## start Records shown

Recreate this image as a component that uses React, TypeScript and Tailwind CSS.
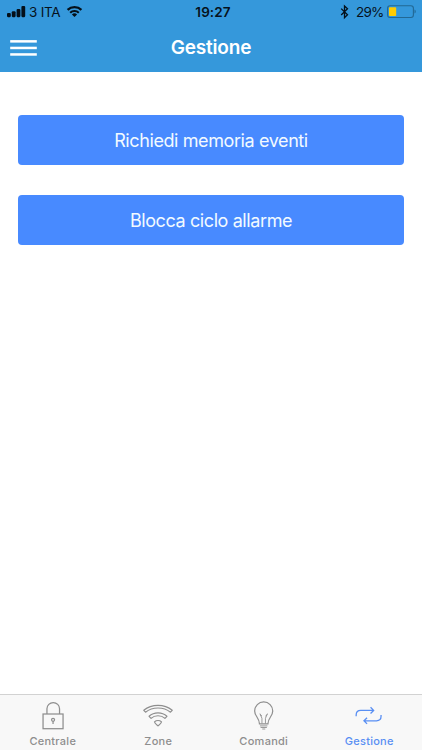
import React from "react";

function StatusBar() {
  return (
    <div className="flex h-6 items-start text-[13.5px] leading-6 text-[#06121c]">
      <div className="flex w-[140px] items-start pl-[7px]">
        <svg className="h-6 w-[19px]" viewBox="7 0 19 24" fill="#04101a">
          <rect x="7" y="13" width="3.8" height="4.2" rx="1.1" />
          <rect x="11.8" y="11.2" width="3.8" height="6" rx="1.1" />
          <rect x="16.6" y="9" width="3.8" height="8.2" rx="1.1" />
          <rect x="21.4" y="6" width="3.8" height="11.2" rx="1.1" />
        </svg>
        <span className="ml-[3px] w-[37px] whitespace-nowrap tracking-[-0.25px]">3 ITA</span>
        <svg className="h-6 w-[18px]" viewBox="66 0 18 24" fill="none" stroke="#04101a">
          <path d="M67.6 9.8a10.1 10.1 0 0 1 13.8 0" strokeWidth="2.3" />
          <path d="M70.2 12.7a6.2 6.2 0 0 1 8.6 0" strokeWidth="2.1" />
          <path d="M71.9 14.5a3.9 3.9 0 0 1 5.2 0L74.5 17z" fill="#04101a" stroke="none" />
        </svg>
      </div>
      <div className="flex-1 pl-1 text-center text-[13.5px] font-semibold tracking-[0.1px]">19:27</div>
      <div className="flex w-[140px] items-start pl-[58px]">
        <svg className="h-6 w-[10px]" viewBox="340 0 10 24" fill="none" stroke="#04101a" strokeWidth="1.3">
          <path d="M341.2 8.6l6.3 6.1-3 2.9V6l3 2.8-6.3 6.2" />
        </svg>
        <span className="ml-[6px] w-[30px] whitespace-nowrap tracking-[-0.75px]">29%</span>
        <svg className="h-6 w-[31px]" viewBox="386 0 31 24" fill="none">
          <rect x="387.6" y="5.7" width="25.8" height="11.8" rx="2.5" stroke="#226894" strokeWidth="1.1" />
          <rect x="389" y="7.3" width="7.2" height="8.7" rx="0.8" fill="#fc0" />
          <path d="M414.5 9.6c1.7.8 1.7 3.2 0 4z" fill="#226894" />
        </svg>
      </div>
    </div>
  );
}

function Header() {
  return (
    <header className="h-[72px] bg-[#3598db]">
      <StatusBar />
      <div className="flex h-12 items-center">
        <button aria-label="Menu" className="w-[100px] pl-[10px]">
          <svg className="h-4 w-[27px]" viewBox="0 0 27 16" fill="#fff">
            <rect x="0.2" y="0.1" width="26.600" height="2.5" />
            <rect x="0.2" y="6.700" width="26.600" height="2.5" />
            <rect x="0.2" y="13.200" width="26.600" height="2.5" />
          </svg>
        </button>
        <h1 className="flex-1 text-center text-[19px] font-semibold leading-6 tracking-[-0.2px] text-white">Gestione</h1>
        <div className="w-[100px]" />
      </div>
    </header>
  );
}

function Tab({ label, active, children }: { label: string; active?: boolean; children: React.ReactNode }) {
  return (
    <button className={`flex flex-1 flex-col items-center pt-1 ${active ? "text-[#598ff3]" : "text-[#8e8e8e]"}`}>
      {children}
      <span className="mt-[3px] text-[11px] font-medium leading-[14px] tracking-[0.27px]">{label}</span>
    </button>
  );
}

const icon = "h-8 w-9 fill-none stroke-current";

export default function App() {
  return (
    <div className="flex h-[750px] w-[422px] flex-col overflow-hidden bg-white font-['Inter','Liberation_Sans',sans-serif]">
      <Header />
      <main className="flex flex-1 flex-col gap-[29.5px] px-[18px] pt-[43px]">
        <button className="h-[50px] rounded-[4px] bg-[#488aff] pt-px text-[18px] tracking-[-0.4px] text-[#f2faff]">Richiedi memoria eventi</button>
        <button className="h-[50.5px] rounded-[4px] bg-[#488aff] pt-px text-[18px] tracking-[-0.4px] text-[#f2faff]">Blocca ciclo allarme</button>
      </main>
      <nav className="flex h-14 border-t border-[#d2d2d2] bg-[#f8f8f8]">
        <Tab label="Centrale">
          <svg className={icon} viewBox="34.75 699 36 32" strokeWidth="1.25">
            <rect x="42.8" y="714" width="20" height="14.7" />
            <path d="M46.7 714v-5.2a6.3 6.3 0 0 1 12.6 0v5.2" />
            <circle cx="52.8" cy="719.8" r="1.5" />
            <path d="M52.8 721.3v2.7" />
          </svg>
        </Tab>
        <Tab label="Zone">
          <svg className={icon} viewBox="140.25 699 36 32" strokeWidth="1.15" strokeLinejoin="round">
            <path d="M144 710.3C152 703.7 164.500 703.7 172.500 710.3L170.700 712.2C163.800 706.6 152.700 706.6 145.800 712.2z" />
            <path d="M149.300 716.3C154.300 711.8 162.200 711.8 167.200 716.3L165.200 718.400C161.500 714.900 155 714.900 151.300 718.400z" />
            <path d="M154.700 721.9C156.700 720.200 159.800 720.200 161.800 721.9C161.500 723.400 159.500 724.900 158.250 725.9C157 724.900 155 723.400 154.700 721.9z" />
          </svg>
        </Tab>
        <Tab label="Comandi">
          <svg className={icon} viewBox="245.75 699 36 32" strokeWidth="1.2">
            <path d="M259.200 723.800C259.200 718 254.400 716.200 254.400 711A9.050 9.050 0 0 1 272.500 711C272.500 716.200 267.700 718 267.700 723.800z" />
            <path d="M261.700 723.500v-5.200l-2-4.700M265.200 723.500v-5.200l2-4.700M259.700 714.500l2 1.500M267.200 714.500l-2 1.500M259.700 725.900h7.500M260.300 727.500h6.300M262 729h3" strokeWidth="0.9" />
          </svg>
        </Tab>
        <Tab label="Gestione" active>
          <svg className={icon} viewBox="351.25 699 36 32" strokeWidth="1.3">
            <path d="M356.400 716.300v-1.300q0-4.600 4.600-4.600h12.800M370.800 707.300l3.100 3.100-3.100 3.100" />
            <path d="M381.300 715v1.300q0 4.500-4.600 4.500h-12.500M367.300 717.700l-3.100 3.100 3.100 3.100" />
          </svg>
        </Tab>
      </nav>
    </div>
  );
}
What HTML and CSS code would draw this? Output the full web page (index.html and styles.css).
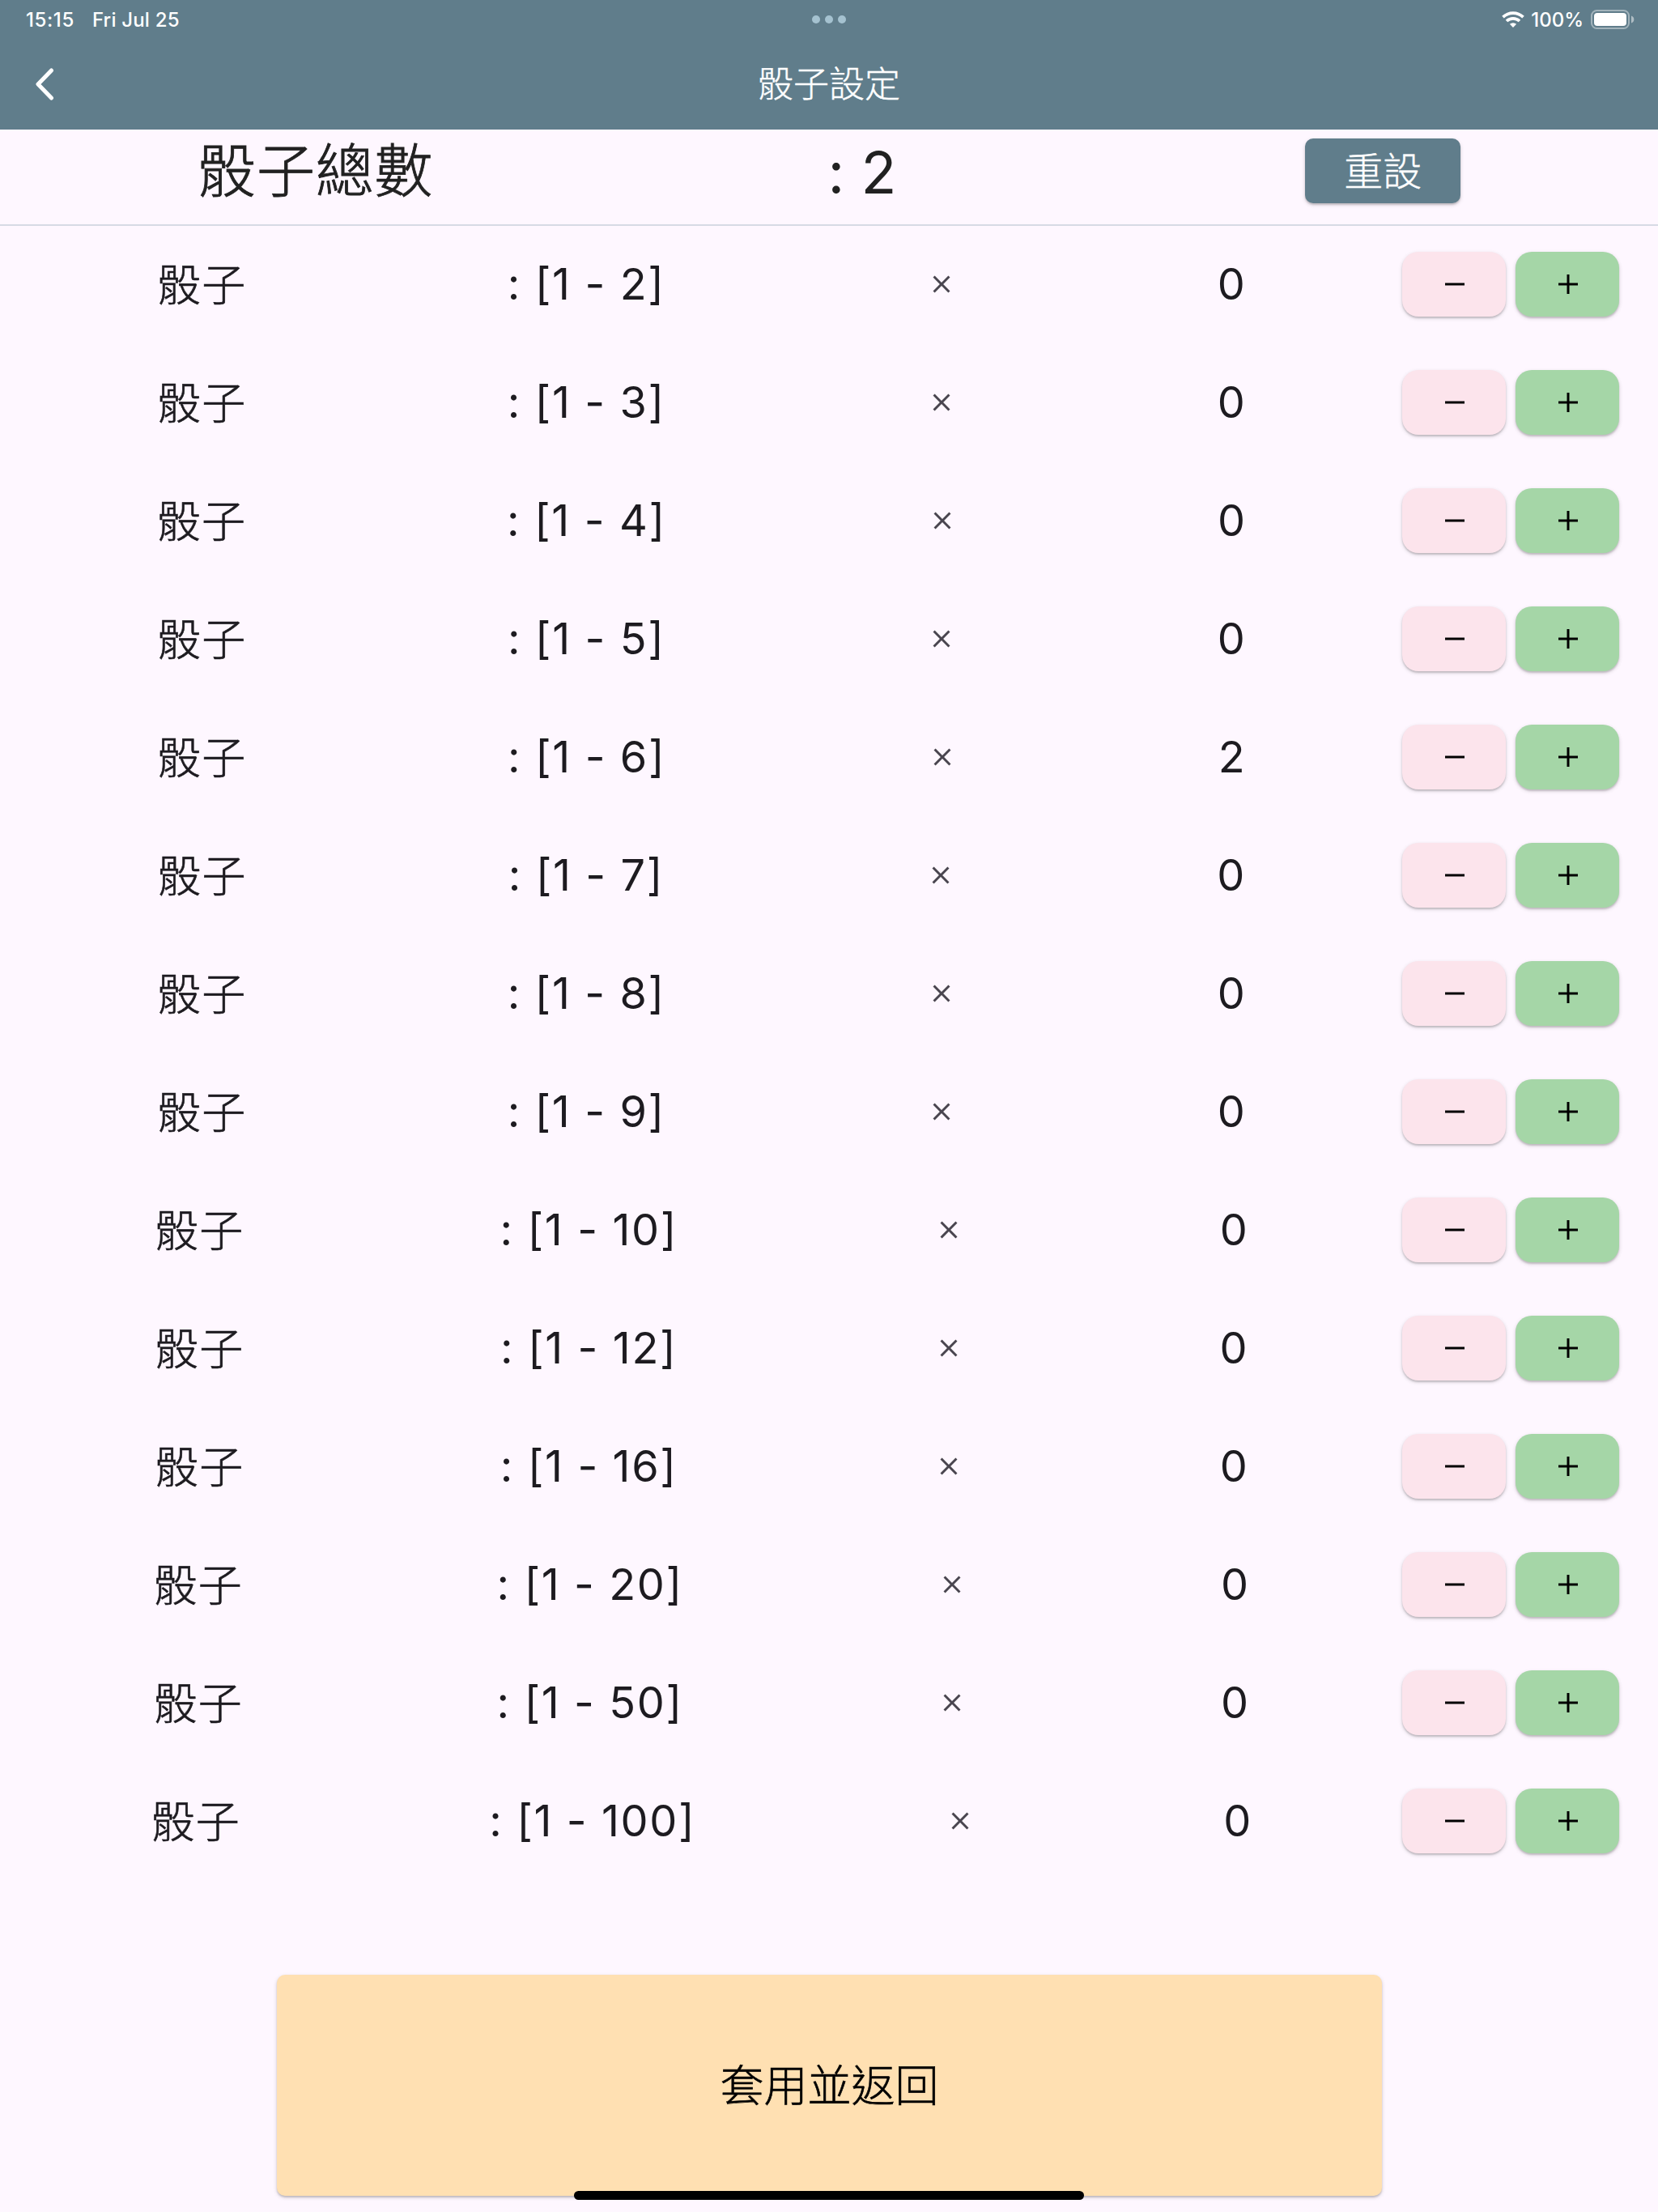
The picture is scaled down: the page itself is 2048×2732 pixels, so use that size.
FILE: index.html
```html
<!DOCTYPE html>
<html lang="zh-Hant">
<head>
<meta charset="utf-8">
<title>骰子設定</title>
<link rel="stylesheet" href="styles.css">
</head>
<body>
<svg width="0" height="0" class="defs">
  <symbol id="times" viewBox="0 0 24 24"><path d="M19 6.41 17.59 5 12 10.59 6.41 5 5 6.41 10.59 12 5 17.59 6.41 19 12 13.41 17.59 19 19 17.59 13.41 12z"/></symbol>
  <symbol id="minus" viewBox="0 0 24 24"><path d="M0 10.5h24v3H0z"/></symbol>
  <symbol id="plus" viewBox="0 0 24 24"><path d="M0 10.5h10.5V0h3v10.5H24v3H13.5V24h-3V13.5H0z"/></symbol>
</svg>
<header class="header">
  <div class="status">
    <div class="status-left"><span class="time">15:15</span><span class="date">Fri Jul 25</span></div>
    <div class="dots"><i></i><i></i><i></i></div>
    <div class="status-right">
      <svg class="wifi" viewBox="0 0 28 20"><path d="M1.5 7.2a18 18 0 0 1 25 0M6 12a11.6 11.6 0 0 1 16 0" fill="none" stroke="#fff" stroke-width="3.7"/><path d="M14 20l-4.1-4.2a6 6 0 0 1 8.2 0z" fill="#fff"/></svg>
      <span class="percent">100%</span>
      <svg class="battery" viewBox="0 0 54 24"><rect x="1" y="1" width="46" height="22" rx="6.5" fill="none" stroke="#fff" stroke-opacity=".42" stroke-width="2"/><rect x="4" y="4" width="40" height="16" rx="4" fill="#fff"/><path d="M50 7.500a4.700 4.700 0 0 1 0 9z" fill="#fff" fill-opacity=".5"/></svg>
    </div>
  </div>
  <div class="appbar">
    <svg class="back" viewBox="0 0 24 40"><path d="M20.500 3 4 20l16.500 17" fill="none" stroke="#fff" stroke-width="5" stroke-linecap="round" stroke-linejoin="round"/></svg>
    <h1 class="title">骰子設定</h1>
  </div>
</header>
<section class="total">
  <span class="total-label">骰子總數</span>
  <span class="total-value">: 2 </span>
  <button class="reset">重設</button>
</section>
<main class="list" id="list"></main>
<footer class="footer">
  <button class="apply">套用並返回</button>
</footer>
<div class="home-bar"></div>
<script src="app.js"></script>
</body>
</html>
```
FILE: styles.css
```css
* { box-sizing: border-box; }
body {
  margin: 0;
  width: 2048px;
  height: 2732px;
  overflow: hidden;
  position: relative;
  display: flex;
  flex-direction: column;
  background: #fef7ff;
  color: #1d1b20;
  font-family: Inter, "Noto Sans CJK TC", sans-serif;
}
.defs { position: absolute; }
button {
  border: 0;
  padding: 0;
  font-family: inherit;
  display: flex;
  align-items: center;
  justify-content: center;
  box-shadow: 0 2px 2px rgba(0,0,0,.14), 0 2px 5px rgba(0,0,0,.16);
}
.header { height: 160px; background: #607d8b; color: #fff; }
.status {
  height: 48px;
  padding: 0 29px;
  display: grid;
  grid-template-columns: 1fr auto 1fr;
  align-items: center;
  font-size: 24px;
  font-weight: 500;
}
.status-left { display: flex; gap: 22px; padding-left: 3px; letter-spacing: .2px; }
.time { letter-spacing: .6px; }
.dots { display: flex; gap: 6px; }
.dots i { width: 10px; height: 10px; border-radius: 50%; background: #a5c2d0; }
.status-right { display: flex; justify-content: flex-end; align-items: center; }
.wifi { width: 28px; height: 20px; margin-right: 8px; }
.percent { margin-right: 9px; }
.battery { width: 54px; height: 24px; }
.appbar {
  height: 112px;
  padding: 0 43px;
  display: grid;
  grid-template-columns: 24px 1fr 24px;
  align-items: center;
}
.back { width: 24px; height: 40px; }
.title { margin: 0; text-align: center; font-size: 44px; line-height: 64px; font-weight: 300; -webkit-text-stroke: .4px; }
.total {
  height: 119px;
  padding: 0 2px 15px 0;
  border-bottom: 2px solid #d6dae4;
  display: flex;
  justify-content: space-around;
  align-items: center;
  color: #212121;
}
.total-label { font-size: 72px; line-height: 100px; font-weight: 300; letter-spacing: .8px; padding-left: 2px; -webkit-text-stroke: .8px; }
.total-value { font-size: 72px; line-height: 100px; white-space: pre; padding: 4px 0 0 3px; font-feature-settings: "calt" 0; }
.reset { width: 192px; height: 80px; padding: 0 0 6px 1px; border-radius: 10px; background: #607d8b; color: #fff; font-size: 48px; font-weight: 300; -webkit-text-stroke: .4px; }
.list { height: 2160px; margin-top: -1px; }
.row { height: 146px; padding: 0 48px 0 32px; display: flex; align-items: center; }
.cells { width: 1668px; display: flex; justify-content: space-around; align-items: center; font-size: 54px; letter-spacing: 1px; line-height: 80px; }
.name { font-weight: 300; width: 110px; padding: 3px 0 0 1px; white-space: nowrap; -webkit-text-stroke: .6px; }
.range { white-space: pre; letter-spacing: 1.6px; padding: 0 1px; }
.times { width: 36px; height: 36px; fill: #49454f; }
.actions { margin-left: 32px; display: flex; gap: 12px; }
.btn { width: 128px; height: 80px; padding-left: 2px; border-radius: 20px; }
.btn svg { width: 24px; height: 24px; }
.btn-minus { background: #fce4ec; }
.btn-plus { background: #a5d6a7; }
.footer { padding-top: 1px; display: flex; justify-content: center; }
.apply { width: 1365px; height: 273px; padding: 0 0 6px 1px; border-radius: 10px; background: #ffe0b2; color: #000; font-size: 54px; font-weight: 300; -webkit-text-stroke: .6px; }
.home-bar { position: absolute; left: 709px; top: 2706px; width: 630px; height: 11px; border-radius: 6px; background: #000; }
```
FILE: app.js
```js
const dice = [[2,0],[3,0],[4,0],[5,0],[6,2],[7,0],[8,0],[9,0],[10,0],[12,0],[16,0],[20,0],[50,0],[100,0]];
document.getElementById('list').innerHTML = dice.map(([max, count]) => `
  <div class="row">
    <div class="cells">
      <span class="name">骰子</span>
      <span class="range">: [1 - ${max}]</span>
      <svg class="times"><use href="#times"/></svg>
      <span class="count">${count}</span>
    </div>
    <div class="actions">
      <button class="btn btn-minus"><svg><use href="#minus"/></svg></button>
      <button class="btn btn-plus"><svg><use href="#plus"/></svg></button>
    </div>
  </div>`).join('');
```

## end Records shown

Write out again exactly the lines from the start of the data above through the line containing "import React from", inclusive, excluding any pictures.

**Answer for this exercise:**
Recreate this image as a component that uses React, TypeScript and Tailwind CSS.
import React from "react";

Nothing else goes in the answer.